Gary Springer

Personal information
- Born: February 18, 1962 (age 64) New York City, New York, U.S.
- Listed height: 6 ft 7 in (2.01 m)
- Listed weight: 220 lb (100 kg)

Career information
- High school: Benjamin Franklin (Harlem, New York)
- College: Iona (1980–1984)
- NBA draft: 1984: 6th round, 137th overall pick
- Drafted by: Philadelphia 76ers
- Position: Power forward

Career history
- 1984–1985: Puerto Rico Coquis

Career highlights
- 2× First-team All-MAAC (1982, 1983); Second-team All-MAAC (1984); Haggerty Award (1981); First-team Parade All-American (1980); McDonald's All-American (1980);
- Stats at Basketball Reference

= Gary Springer =

American basketball player (born 1962)

Gary Springer Sr. (born February 18, 1962) is an American former professional basketball player who is best known for his collegiate career at Iona between 1980–81 and 1983–84.

==Early life==
Springer grew up in Harlem, New York and attended Benjamin Franklin High School (BFHS). He played on a dominant basketball team with the likes of Richie Adams, Kenny Hutchinson and Lonnie Green, all of whom were jointly credited with making BFHS the country's top-ranked team in the fall of 1979. Walter Berry then joined the team one year later, making it possibly one of the greatest New York City high school teams of all time.

==College career==
After high school, Springer played basketball for the Iona Gaels. Springer went on to earn varsity letters all four years at the school and graduated as one of its most lauded players. He compiled 1,866 points and 1,021 rebounds in his 121-game career. Additionally, Springer was a three-time honorable mention All-American, a three-time All-Metro Atlantic Athletic Conference selection, a four-time All-Metropolitan Area choice, and as a freshman in 1980–81 he was the Haggerty Award winner. The annual award is bestowed upon the New York City metropolitan area's most outstanding men's college basketball player.
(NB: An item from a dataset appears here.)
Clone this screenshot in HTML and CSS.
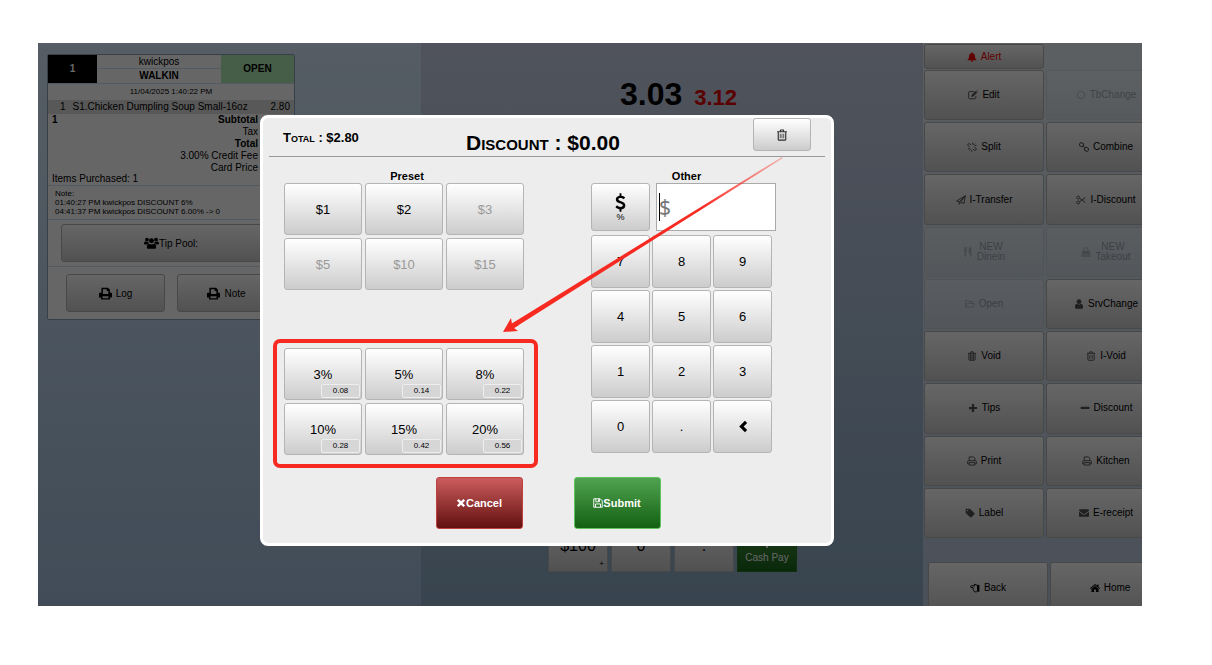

During one week in his freshman season, he recorded totals of 58 points, 23 rebounds, and made two game-winning shots. His first shot was a buzzer-beater to defeat Wagner, 82–80, followed by a 20-foot shot with six seconds remaining to defeat Holy Cross, 57–56. For his efforts, Sports Illustrated named him their national player of the week.

The Gaels also reached the postseason three out of his four seasons. They reached the first round in the 1982 NIT, the second round in the 1983 NIT, and the round of 48 in the 1984 NCAA Tournament.

==Professional career==
After his collegiate career, Springer was drafted by the NBA's Philadelphia 76ers, but never played in the NBA due to injuries.

Springer played briefly for the Puerto Rico Coquis of the Continental Basketball Association (CBA) during the 1984–85 season.

==Personal life==
Springer has three sons, Gary Jr., who also later starred at Iona in the mid-2000s, Jordan played at Army in the early 2010s and Jaden, his youngest son, played for Tennessee and was the 28th overall pick in the 2021 NBA Draft by the Philadelphia 76ers. His nephew is NBA player DeAndre' Bembry.